Since the Hong Kong SAR government released the "Policy Declaration on the Development of Virtual Assets in Hong Kong" in October 2022, the city’s Web3 hub construction has gone through three key milestones: the VASP licensing regime took effect in June 2023, requiring licensed operation of virtual asset trading platforms; the "Policy Declaration 2.0" was issued in 2025, further clarifying the regulatory roadmap; and in April 2026, the first stablecoin licenses were granted. The regulatory framework features a "dual licensing, dual supervision" model: virtual asset trading platform service providers are regulated by the SFC, while independent custody service providers and stablecoin issuers are regulated by the HKMA. According to the Treasury Bureau, Hong Kong aims to submit draft regulations for digital asset trading and custody services within the year, further expanding licensed activities. Industry insiders believe that the next steps will focus on participant segmentation, product classification legislation, and cross-jurisdictional infrastructure connectivity. Paul Chan also pointed out that 2026 will be a pivotal year for the development of Web3 and artificial intelligence, with Hong Kong committed to becoming a global digital asset and intelligent finance hub. Under this gradual path, Hong Kong is steadily evolving from a crypto-friendly region to a mature digital financial center with licensing systems and institutional output capabilities.

Summary

Hong Kong’s digital asset regulatory system is undergoing a critical phase of institutional transformation. At the principle level, the "Same Business, Same Risk, Same Regulation" principle establishes the logical foundation for regulation, integrating digital asset activities into comparable risk management and compliance standards as traditional finance. At the reporting level, the legislative progress of the CARF framework will incorporate crypto transactions into the cross-border tax information exchange system, systematically enhancing market tax transparency. At the licensing level, the stablecoin regulation has formed a complete institutional cycle from enactment to the issuance of the first licenses, with prudent entry standards driving the market toward institutionalization and standardization. Meanwhile, the global regulatory landscape—especially the potential capital reallocation triggered by the U.S. CLARITY Act—amplifies Hong Kong’s compliance attractiveness.

Overall, Hong Kong’s Web3 hub strategy is transitioning from policy declarations to institutional formation. The continued advancement of the licensing regime—from VASP to stablecoin issuers, and soon to digital asset trading and custody licenses—is building a layered, comprehensive compliance system. Hong Kong’s successful experience offers a reference model for global digital asset regulation: under controlled risk conditions, clear legal frameworks and phased licensing systems provide certainty for fintech innovation, transforming regulatory certainty into market competitiveness.

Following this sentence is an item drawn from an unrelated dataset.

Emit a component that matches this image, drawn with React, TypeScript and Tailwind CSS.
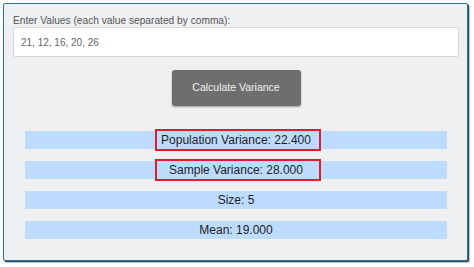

Frequently Asked Questions (FAQ)

Q: When will the CARF reporting framework in Hong Kong start implementation?

The CARF reporting framework will officially commence in 2027. Crypto service providers with reporting obligations related to Hong Kong must register with the IRD and fulfill due diligence, reporting, and record-keeping duties. Hong Kong plans to initiate automatic cross-jurisdictional crypto transaction tax data exchange from 2028.

Q: Which institutions received the first batch of stablecoin licenses?

Hong Kong’s HKMA issued 2 stablecoin licenses in the first batch, effective from April 10, 2026. The licensees are Standard Chartered (Hong Kong), Hong Kong Telecom, Dingdian Group (a joint venture), and HSBC, a wholly owned subsidiary of HSBC Holdings.

Q: What are the core compliance requirements for stablecoin issuers?

Stablecoin issuers must be registered in Hong Kong, with paid-up capital of at least HKD 25 million, hold 100% high-liquidity reserves with daily disclosures, prohibit algorithmic stablecoins, and fully implement KYC and AML standards.

Q: What is the specific meaning of the "Same Business, Same Risk, Same Regulation" principle?

The core of this principle is: when digital asset businesses are functionally similar to traditional financial services, the risks they face should be comparable, and thus the regulatory standards should not differ significantly. Currently, virtual asset trading platforms are regulated by the SFC, and stablecoin issuers by the HKMA, with licensing regimes covering investor protection and AML compliance.

Q: What is the scope of the VASP licensing regime in Hong Kong?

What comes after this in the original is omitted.